《回答者》
◆整形外科
貴志川リハビリテーション病院
手外科専門医・足の外科認定医
整形外科専門医
谷口 泰德 副院長

 内軟骨腫(ないなんこつしゅ)は、手の骨に多い良性の骨腫瘍です。原因は不明で腫瘍が骨の内部にできて、初期の症状はありません。内軟骨腫が1箇所にだけできる単発性と、複数箇所にできる多発性があります。単発性は症状に乏しく、手のX線検査で偶然に発見されることがあります。X線写真では骨の内部が透明になって見えます。診断のため必要に応じてCT、MRI検査を行います。腫瘍が徐々に大きくなると骨が薄くなり膨張して、痛みが出てきます。手を何かに軽くぶつけた後のX線検査で、骨折を伴った内軟骨腫が発見されることもあります。この時の骨折は、通常のケガの骨折とは異なり、少しの軽い衝撃で骨が折れるため、病的骨折(びょうてきこっせつ)と呼ばれます。

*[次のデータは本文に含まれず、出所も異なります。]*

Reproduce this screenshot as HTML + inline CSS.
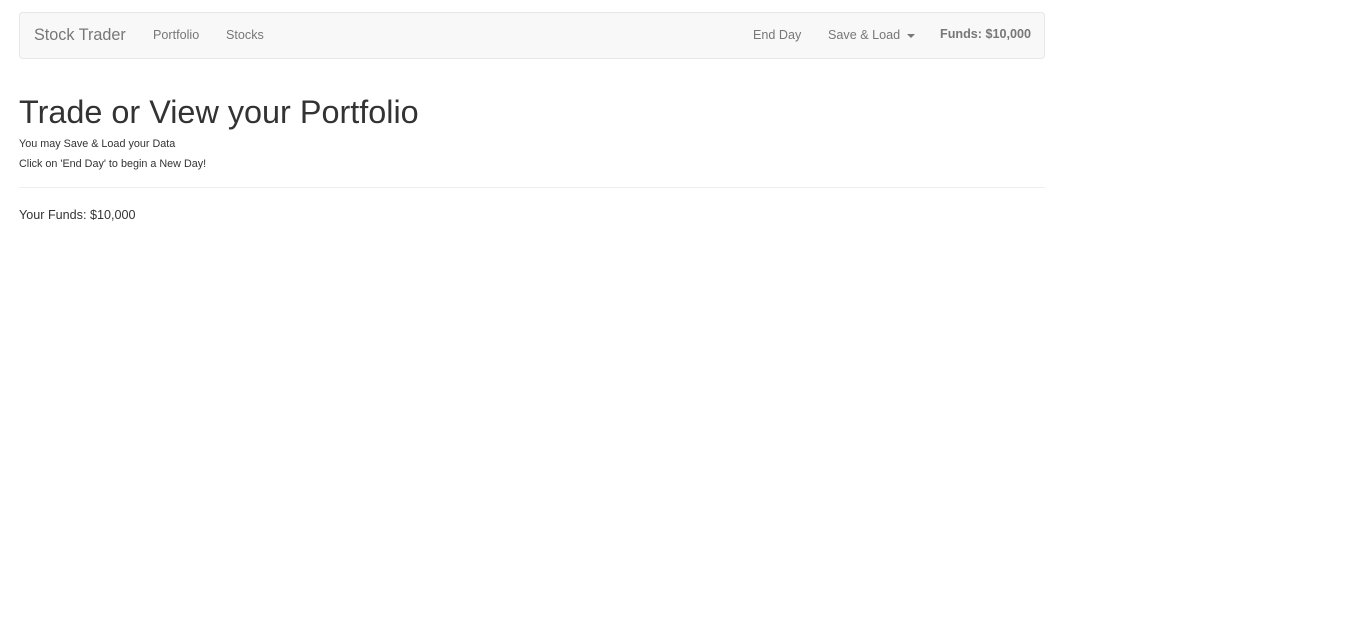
<!DOCTYPE html>
<html><head><style>
body{margin:0;font-family:"Liberation Sans",sans-serif;color:#333;background:#fff;}
.nav{position:absolute;left:19px;top:12px;width:1024px;height:45px;background:#f8f8f8;border:1px solid #e7e7e7;border-radius:4px;}
.nav span{position:absolute;top:15px;font-size:12.6px;color:#777;white-space:nowrap;}
.brand{font-size:16.2px!important;top:13px!important;}
.caret{display:inline-block;width:0;height:0;border-top:4px solid #777;border-left:4px solid transparent;border-right:4px solid transparent;vertical-align:middle;margin-left:3px;}
h1{position:absolute;left:19px;top:94px;margin:0;font-size:32.4px;font-weight:400;line-height:36px;}
.p{position:absolute;left:19px;font-size:10.8px;}
hr{position:absolute;left:19px;top:187px;width:1026px;margin:0;border:0;border-top:1px solid #eee;}
</style></head><body>
<div class="nav">
<span class="brand" style="left:14px">Stock Trader</span>
<span style="left:133px">Portfolio</span>
<span style="left:206px">Stocks</span>
<span style="left:733px">End Day</span>
<span style="left:808px">Save &amp; Load <i class="caret"></i></span>
<span style="left:920px;top:14px;font-weight:bold">Funds: $10,000</span>
</div>
<h1>Trade or View your Portfolio</h1>
<div class="p" style="top:138px">You may Save &amp; Load your Data</div>
<div class="p" style="top:158px">Click on 'End Day' to begin a New Day!</div>
<hr>
<div class="p" style="top:208px;font-size:12.6px">Your Funds: $10,000</div>
</body></html>
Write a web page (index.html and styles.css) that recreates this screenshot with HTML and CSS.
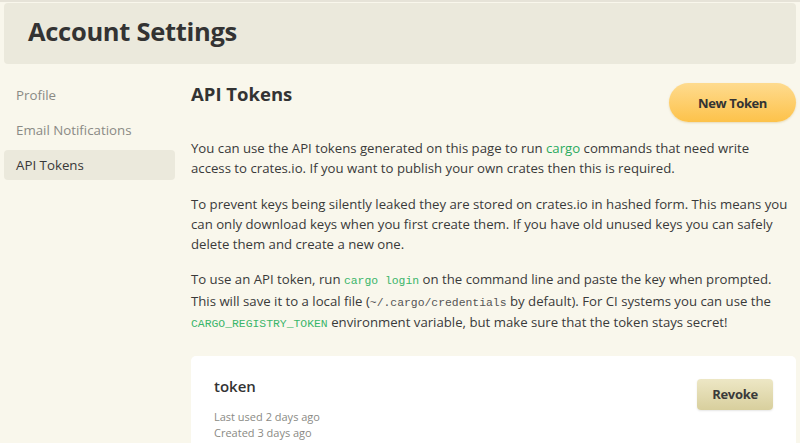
FILE: index.html
```html
<!DOCTYPE html>
<html>
<head>
<meta charset="utf-8">
<link rel="stylesheet" href="styles.css">
</head>
<body>
<div class="topline"></div>
<header class="header"><h1>Account Settings</h1></header>
<div class="layout">
  <nav class="sidebar">
    <a class="nav-item">Profile</a>
    <a class="nav-item">Email Notifications</a>
    <a class="nav-item active">API Tokens</a>
  </nav>
  <main class="main">
    <div class="title-row">
      <h2>API Tokens</h2>
      <button class="new-token">New Token</button>
    </div>
    <p class="p1">You can use the API tokens generated on this page to run <a class="link">cargo</a> commands that need write access to crates.io. If you want to publish your own crates then this is required.</p>
    <p class="p2">To prevent keys being silently leaked they are stored on crates.io in hashed form. This means you can only download keys when you first create them. If you have old unused keys you can safely delete them and create a new one.</p>
    <p class="p3">To use an API token, run <code class="green">cargo login</code> on the command line and paste the key when prompted. This will save it to a local file (<code>~/.cargo/credentials</code> by default). For CI systems you can use the <code class="green">CARGO_REGISTRY_TOKEN</code> environment variable, but make sure that the token stays secret!</p>
    <div class="card">
      <div class="card-info">
        <div class="token-name">token</div>
        <div class="meta">Last used 2 days ago</div>
        <div class="meta">Created 3 days ago</div>
      </div>
      <button class="revoke">Revoke</button>
    </div>
  </main>
</div>
</body>
</html>
```
FILE: styles.css
```css
* { box-sizing: border-box; }
html, body { margin: 0; padding: 0; }
body {
  background: #f9f7ec;
  font-family: "Open Sans", "Noto Sans", sans-serif;
  color: #383838;
  font-size: 13.2px;
  overflow: hidden;
  height: 443px;
}
.topline { height: 2px; background: #e6e3d8; }
.header {
  margin: 1px 4px 0 4px;
  height: 61px;
  background: #ebe9dc;
  border-radius: 4px;
  display: flex;
  align-items: center;
  padding-left: 24px;
  padding-bottom: 5px;
}
.header h1 {
  margin: 0;
  font-size: 25.5px;
  font-weight: 700;
  color: #333;
  letter-spacing: -0.3px;
}
.layout {
  display: flex;
  padding: 0 4px 0 4px;
  margin-top: 16px;
}
.sidebar {
  width: 171px;
  flex: none;
  display: flex;
  flex-direction: column;
}
.nav-item {
  display: block;
  height: 30px;
  line-height: 30px;
  padding-left: 12px;
  margin-bottom: 5px;
  color: #8a8a85;
  font-size: 13.3px;
  border-radius: 4px;
}
.nav-item.active {
  background: #ebe9dc;
  color: #383838;
}
.main {
  flex: 1;
  margin-left: 16px;
  min-width: 0;
}
.title-row {
  display: flex;
  justify-content: space-between;
  align-items: flex-start;
  height: 58px;
}
.title-row h2 {
  margin: 1px 0 0 0;
  font-size: 18.5px;
  line-height: 26px;
  font-weight: 700;
  color: #333;
}
.new-token {
  margin-top: 3px;
  width: 127px;
  height: 39px;
  border: none;
  border-radius: 20px;
  background: linear-gradient(#fedb8f, #fdc24a);
  box-shadow: 0 1px 2px rgba(180,140,40,0.25);
  font-family: inherit;
  font-size: 13px;
  letter-spacing: -0.4px;
  font-weight: 700;
  color: #333;
}
p {
  margin: 0;
  line-height: 20px;
  font-size: 13.2px;
  color: #3a3a3a;
}
.p1 { margin-bottom: 16px; max-width: 575px; }
.p2 { margin-bottom: 15px; }
.p3 { line-height: 21.5px; }
.link { color: #2aaa5e; }
code {
  font-family: "Liberation Mono", "DejaVu Sans Mono", monospace;
  font-size: 11.4px;
  line-height: 1;
  color: #555;
}
code.green { color: #3ab56a; }
.card {
  margin-top: 22px;
  background: #fff;
  border-radius: 5px;
  display: flex;
  justify-content: space-between;
  padding: 20px 23px 0 23px;
  height: 100px;
}
.token-name {
  font-size: 15px;
  font-weight: 600;
  color: #333;
  margin-bottom: 13px;
  line-height: 20px;
}
.meta {
  font-size: 11px;
  color: #8a8a85;
  line-height: 16px;
}
.revoke {
  margin-top: 3px;
  width: 76px;
  height: 31px;
  border: none;
  border-radius: 4px;
  background: linear-gradient(#ede7c5, #d8cf9d);
  box-shadow: 0 1px 2px rgba(0,0,0,0.1);
  font-family: inherit;
  font-size: 13px;
  letter-spacing: -0.3px;
  font-weight: 700;
  color: #3a3a3a;
}
```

 治療は、初期で痛みなどなく無症状であれば、外来診察で定期的にX線検査を行います。骨が膨隆して薄く弱くなっている時や病的骨折を起こしている場合は、手術が必要です。手術は骨の中から腫瘍を掻き出して、骨欠損部に正常な骨や人工骨を移植します。手術後は骨が癒合するまでギプスなどで固定します。内軟骨腫は良性骨腫瘍であるので手術でほぼ完治します。詳細は手外科専門医にお尋ねください。